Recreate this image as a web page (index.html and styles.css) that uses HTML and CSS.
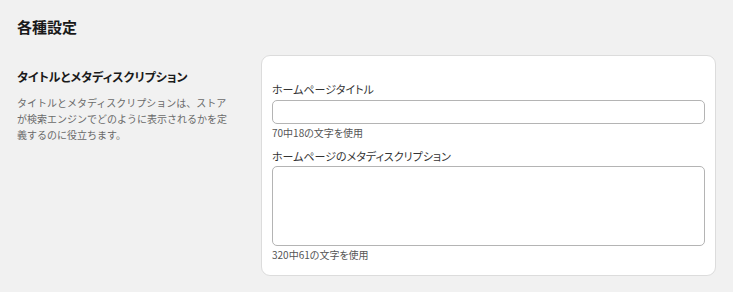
FILE: index.html
```html
<!DOCTYPE html>
<html lang="ja">
  <head>
    <meta charset="UTF-8" />
    <meta name="viewport" content="width=device-width, initial-scale=1.0" />
    <title>各種設定</title>
    <link rel="stylesheet" href="styles.css">
  </head>
  <body>
    <div class="page">
      <h1 class="page-title">各種設定</h1>
      <div class="section">
        <div class="section-info">
          <h2 class="section-title">タイトルとメタディスクリプション</h2>
          <p class="section-desc">タイトルとメタディスクリプションは、ストアが検索エンジンでどのように表示されるかを定義するのに役立ちます。</p>
        </div>
        <div class="card">
          <label class="field-label" for="page-title">ホームページタイトル</label>
          <input class="field-input" type="text" id="page-title" />
          <div class="field-help">70中18の文字を使用</div>
          <label class="field-label label-second" for="meta-desc">ホームページのメタディスクリプション</label>
          <textarea class="field-textarea" id="meta-desc"></textarea>
          <div class="field-help">320中61の文字を使用</div>
        </div>
      </div>
    </div>
  </body>
</html>
```

FILE: styles.css
```css
body {
  margin: 0;
  background-color: #f1f1f1;
  font-family: "Noto Sans CJK JP", "Noto Sans", sans-serif;
  font-feature-settings: "palt";
  color: #1f1f1f;
}

.page {
  padding: 17px 17px 0 17px;
}

.page-title {
  margin: 0;
  font-size: 15px;
  line-height: 20px;
  font-weight: 700;
  color: #1a1a1a;
}

.section {
  display: grid;
  grid-template-columns: 222px 1fr;
  gap: 22px;
  margin-top: 18px;
}

.section-info {
  padding-top: 14px;
}

.section-title {
  margin: 0;
  font-size: 12px;
  line-height: 16px;
  font-weight: 700;
  color: #1a1a1a;
}

.section-desc {
  max-width: 212px;
  margin: 10px 0 0 0;
  font-size: 10px;
  line-height: 16px;
  font-feature-settings: normal;
  color: #6a6a6a;
}

.card {
  background-color: #fff;
  border: 1px solid #dcdcdc;
  border-radius: 9px;
  padding: 25px 10px 12px 10px;
  display: flex;
  flex-direction: column;
}

.field-label {
  font-size: 11px;
  line-height: 16px;
  color: #333;
  margin-bottom: 3px;
}

.label-second {
  margin-top: 7px;
  margin-bottom: 2px;
}

.field-input,
.field-textarea {
  box-sizing: border-box;
  width: 100%;
  margin: 0;
  border: 1px solid #b4b4b4;
  border-radius: 5px;
  background-color: #fff;
  font: inherit;
  resize: none;
}

.field-input {
  height: 24px;
}

.field-textarea {
  height: 80px;
  display: block;
}

.field-help {
  font-size: 10px;
  line-height: 16px;
  color: #555;
  margin-top: 1px;
}
```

---------------

:: GOAL ::
From start to finish, output the listing exactly, but omit its pictures.

:: SOLUTION TO THE EXERCISE ::
Recreate this image as a web page (index.html and styles.css) that uses HTML and CSS.
FILE: index.html
```html
<!DOCTYPE html>
<html lang="ja">
  <head>
    <meta charset="UTF-8" />
    <meta name="viewport" content="width=device-width, initial-scale=1.0" />
    <title>各種設定</title>
    <link rel="stylesheet" href="styles.css">
  </head>
  <body>
    <div class="page">
      <h1 class="page-title">各種設定</h1>
      <div class="section">
        <div class="section-info">
          <h2 class="section-title">タイトルとメタディスクリプション</h2>
          <p class="section-desc">タイトルとメタディスクリプションは、ストアが検索エンジンでどのように表示されるかを定義するのに役立ちます。</p>
        </div>
        <div class="card">
          <label class="field-label" for="page-title">ホームページタイトル</label>
          <input class="field-input" type="text" id="page-title" />
          <div class="field-help">70中18の文字を使用</div>
          <label class="field-label label-second" for="meta-desc">ホームページのメタディスクリプション</label>
          <textarea class="field-textarea" id="meta-desc"></textarea>
          <div class="field-help">320中61の文字を使用</div>
        </div>
      </div>
    </div>
  </body>
</html>
```

FILE: styles.css
```css
body {
  margin: 0;
  background-color: #f1f1f1;
  font-family: "Noto Sans CJK JP", "Noto Sans", sans-serif;
  font-feature-settings: "palt";
  color: #1f1f1f;
}

.page {
  padding: 17px 17px 0 17px;
}

.page-title {
  margin: 0;
  font-size: 15px;
  line-height: 20px;
  font-weight: 700;
  color: #1a1a1a;
}

.section {
  display: grid;
  grid-template-columns: 222px 1fr;
  gap: 22px;
  margin-top: 18px;
}

.section-info {
  padding-top: 14px;
}

.section-title {
  margin: 0;
  font-size: 12px;
  line-height: 16px;
  font-weight: 700;
  color: #1a1a1a;
}

.section-desc {
  max-width: 212px;
  margin: 10px 0 0 0;
  font-size: 10px;
  line-height: 16px;
  font-feature-settings: normal;
  color: #6a6a6a;
}

.card {
  background-color: #fff;
  border: 1px solid #dcdcdc;
  border-radius: 9px;
  padding: 25px 10px 12px 10px;
  display: flex;
  flex-direction: column;
}

.field-label {
  font-size: 11px;
  line-height: 16px;
  color: #333;
  margin-bottom: 3px;
}

.label-second {
  margin-top: 7px;
  margin-bottom: 2px;
}

.field-input,
.field-textarea {
  box-sizing: border-box;
  width: 100%;
  margin: 0;
  border: 1px solid #b4b4b4;
  border-radius: 5px;
  background-color: #fff;
  font: inherit;
  resize: none;
}

.field-input {
  height: 24px;
}

.field-textarea {
  height: 80px;
  display: block;
}

.field-help {
  font-size: 10px;
  line-height: 16px;
  color: #555;
  margin-top: 1px;
}
```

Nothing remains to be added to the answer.